Rows from a dataset:
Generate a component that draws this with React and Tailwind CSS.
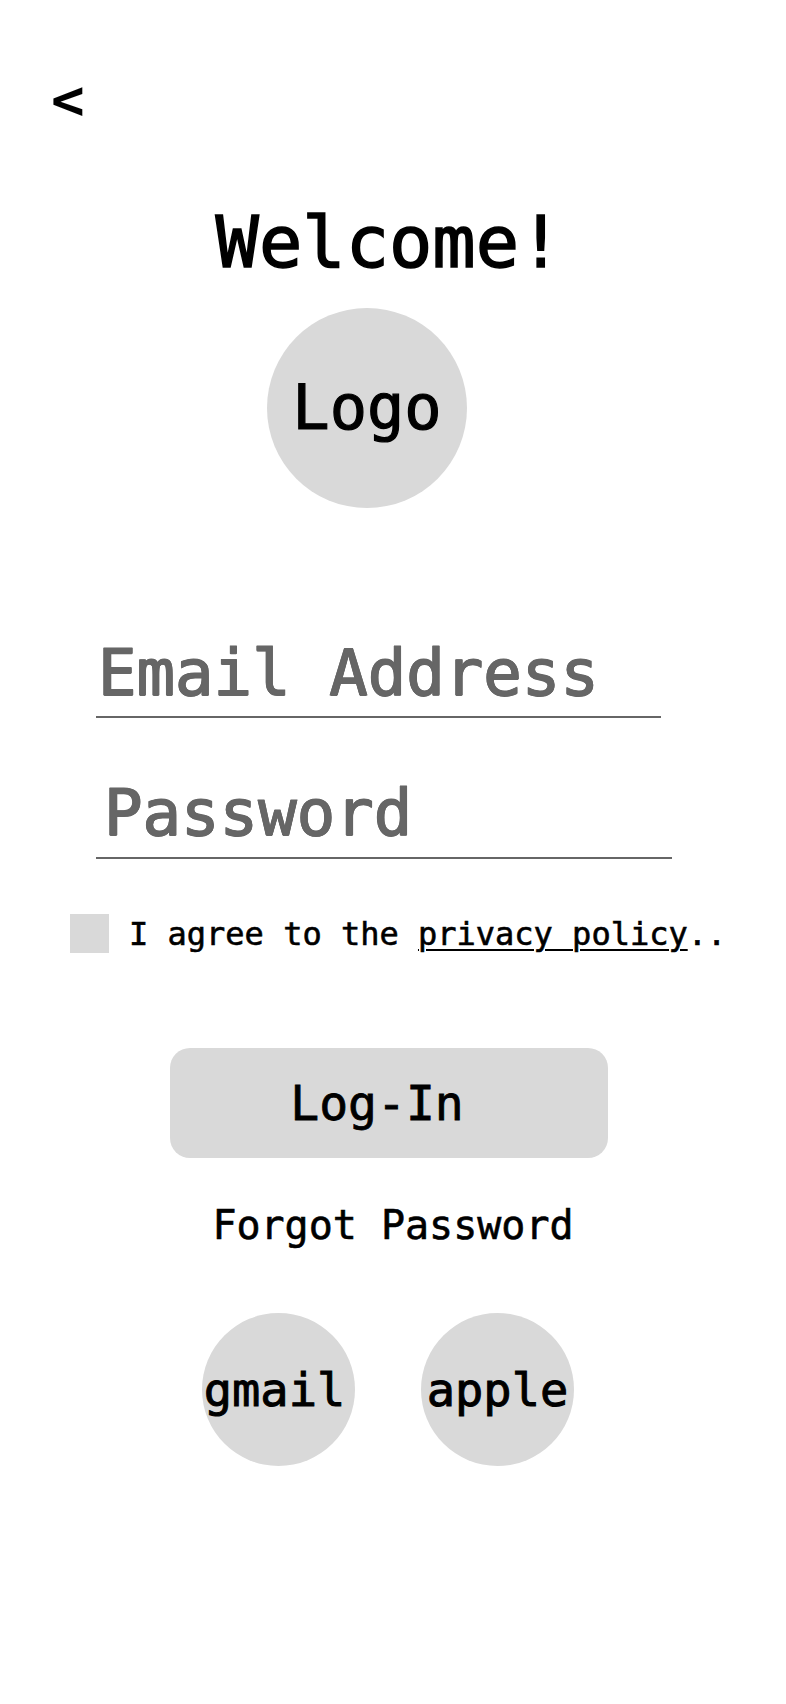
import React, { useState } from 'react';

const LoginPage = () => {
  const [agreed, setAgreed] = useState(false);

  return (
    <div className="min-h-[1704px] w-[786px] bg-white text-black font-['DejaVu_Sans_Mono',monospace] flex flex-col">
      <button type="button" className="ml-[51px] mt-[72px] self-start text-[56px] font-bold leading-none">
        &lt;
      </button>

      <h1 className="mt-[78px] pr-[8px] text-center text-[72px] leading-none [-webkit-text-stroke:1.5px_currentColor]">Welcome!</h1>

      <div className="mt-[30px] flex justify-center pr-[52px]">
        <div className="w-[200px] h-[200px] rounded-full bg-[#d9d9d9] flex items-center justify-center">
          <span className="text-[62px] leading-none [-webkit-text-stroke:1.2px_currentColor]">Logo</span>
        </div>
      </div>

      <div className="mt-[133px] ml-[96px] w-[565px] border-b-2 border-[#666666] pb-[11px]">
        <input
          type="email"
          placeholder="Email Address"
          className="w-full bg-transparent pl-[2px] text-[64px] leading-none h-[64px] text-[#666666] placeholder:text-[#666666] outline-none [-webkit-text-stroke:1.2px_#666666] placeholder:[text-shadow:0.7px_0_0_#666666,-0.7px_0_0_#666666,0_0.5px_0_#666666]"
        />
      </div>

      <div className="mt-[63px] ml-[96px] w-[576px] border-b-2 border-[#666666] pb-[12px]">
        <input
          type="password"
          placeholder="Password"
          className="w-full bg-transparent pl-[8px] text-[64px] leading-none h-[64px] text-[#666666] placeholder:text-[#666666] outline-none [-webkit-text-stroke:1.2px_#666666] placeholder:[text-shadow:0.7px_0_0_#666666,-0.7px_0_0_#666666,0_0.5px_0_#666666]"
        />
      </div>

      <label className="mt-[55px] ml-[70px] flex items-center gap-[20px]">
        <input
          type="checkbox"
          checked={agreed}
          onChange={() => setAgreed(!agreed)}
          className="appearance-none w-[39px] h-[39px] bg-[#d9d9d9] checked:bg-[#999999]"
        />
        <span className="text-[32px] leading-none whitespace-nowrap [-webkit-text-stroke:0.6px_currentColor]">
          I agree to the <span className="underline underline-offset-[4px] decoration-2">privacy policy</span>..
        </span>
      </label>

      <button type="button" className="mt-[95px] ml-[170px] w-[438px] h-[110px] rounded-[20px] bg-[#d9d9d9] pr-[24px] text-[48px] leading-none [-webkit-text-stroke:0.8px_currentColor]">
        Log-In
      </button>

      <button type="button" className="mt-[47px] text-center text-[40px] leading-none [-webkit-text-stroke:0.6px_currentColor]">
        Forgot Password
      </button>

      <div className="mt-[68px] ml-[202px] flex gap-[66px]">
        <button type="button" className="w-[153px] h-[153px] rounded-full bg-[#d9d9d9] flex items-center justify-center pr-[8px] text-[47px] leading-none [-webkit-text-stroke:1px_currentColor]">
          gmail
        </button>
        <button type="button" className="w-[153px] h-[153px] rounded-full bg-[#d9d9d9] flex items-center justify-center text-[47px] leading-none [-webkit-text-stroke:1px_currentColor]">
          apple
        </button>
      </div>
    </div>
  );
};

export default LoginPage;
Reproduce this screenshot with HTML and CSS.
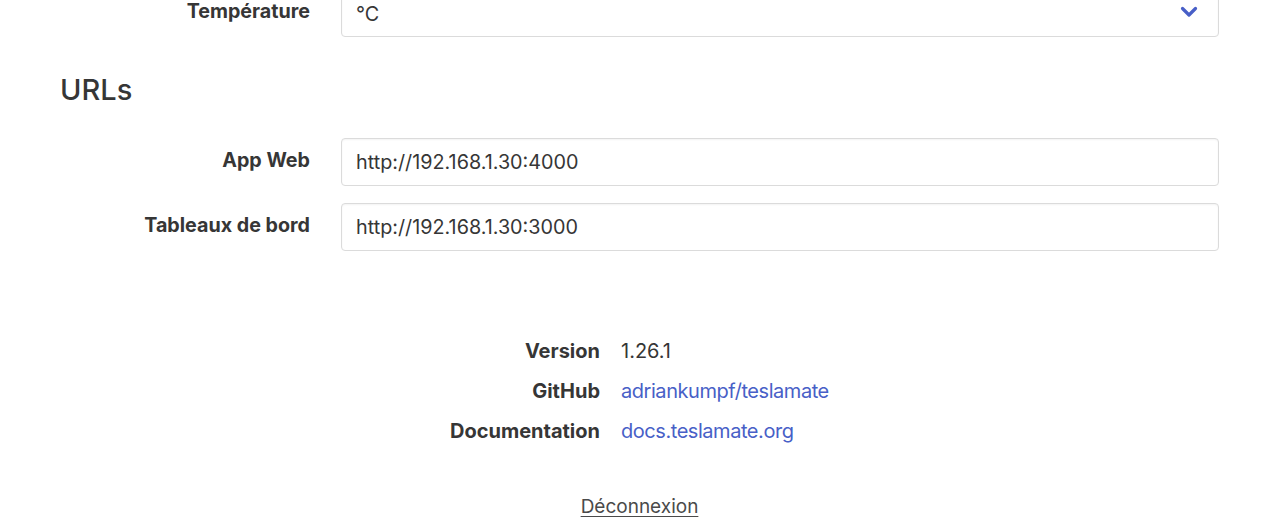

■ **Problem details**:
Retype all of the entries exactly as written, leaving out any images.

■ **Result for this exercise**:
Generate a component that draws this with React and Tailwind CSS.
import React, { useState } from 'react';

const LoginPage = () => {
  const [agreed, setAgreed] = useState(false);

  return (
    <div className="min-h-[1704px] w-[786px] bg-white text-black font-['DejaVu_Sans_Mono',monospace] flex flex-col">
      <button type="button" className="ml-[51px] mt-[72px] self-start text-[56px] font-bold leading-none">
        &lt;
      </button>

      <h1 className="mt-[78px] pr-[8px] text-center text-[72px] leading-none [-webkit-text-stroke:1.5px_currentColor]">Welcome!</h1>

      <div className="mt-[30px] flex justify-center pr-[52px]">
        <div className="w-[200px] h-[200px] rounded-full bg-[#d9d9d9] flex items-center justify-center">
          <span className="text-[62px] leading-none [-webkit-text-stroke:1.2px_currentColor]">Logo</span>
        </div>
      </div>

      <div className="mt-[133px] ml-[96px] w-[565px] border-b-2 border-[#666666] pb-[11px]">
        <input
          type="email"
          placeholder="Email Address"
          className="w-full bg-transparent pl-[2px] text-[64px] leading-none h-[64px] text-[#666666] placeholder:text-[#666666] outline-none [-webkit-text-stroke:1.2px_#666666] placeholder:[text-shadow:0.7px_0_0_#666666,-0.7px_0_0_#666666,0_0.5px_0_#666666]"
        />
      </div>

      <div className="mt-[63px] ml-[96px] w-[576px] border-b-2 border-[#666666] pb-[12px]">
        <input
          type="password"
          placeholder="Password"
          className="w-full bg-transparent pl-[8px] text-[64px] leading-none h-[64px] text-[#666666] placeholder:text-[#666666] outline-none [-webkit-text-stroke:1.2px_#666666] placeholder:[text-shadow:0.7px_0_0_#666666,-0.7px_0_0_#666666,0_0.5px_0_#666666]"
        />
      </div>

      <label className="mt-[55px] ml-[70px] flex items-center gap-[20px]">
        <input
          type="checkbox"
          checked={agreed}
          onChange={() => setAgreed(!agreed)}
          className="appearance-none w-[39px] h-[39px] bg-[#d9d9d9] checked:bg-[#999999]"
        />
        <span className="text-[32px] leading-none whitespace-nowrap [-webkit-text-stroke:0.6px_currentColor]">
          I agree to the <span className="underline underline-offset-[4px] decoration-2">privacy policy</span>..
        </span>
      </label>

      <button type="button" className="mt-[95px] ml-[170px] w-[438px] h-[110px] rounded-[20px] bg-[#d9d9d9] pr-[24px] text-[48px] leading-none [-webkit-text-stroke:0.8px_currentColor]">
        Log-In
      </button>

      <button type="button" className="mt-[47px] text-center text-[40px] leading-none [-webkit-text-stroke:0.6px_currentColor]">
        Forgot Password
      </button>

      <div className="mt-[68px] ml-[202px] flex gap-[66px]">
        <button type="button" className="w-[153px] h-[153px] rounded-full bg-[#d9d9d9] flex items-center justify-center pr-[8px] text-[47px] leading-none [-webkit-text-stroke:1px_currentColor]">
          gmail
        </button>
        <button type="button" className="w-[153px] h-[153px] rounded-full bg-[#d9d9d9] flex items-center justify-center text-[47px] leading-none [-webkit-text-stroke:1px_currentColor]">
          apple
        </button>
      </div>
    </div>
  );
};

export default LoginPage;
Reproduce this screenshot with HTML and CSS.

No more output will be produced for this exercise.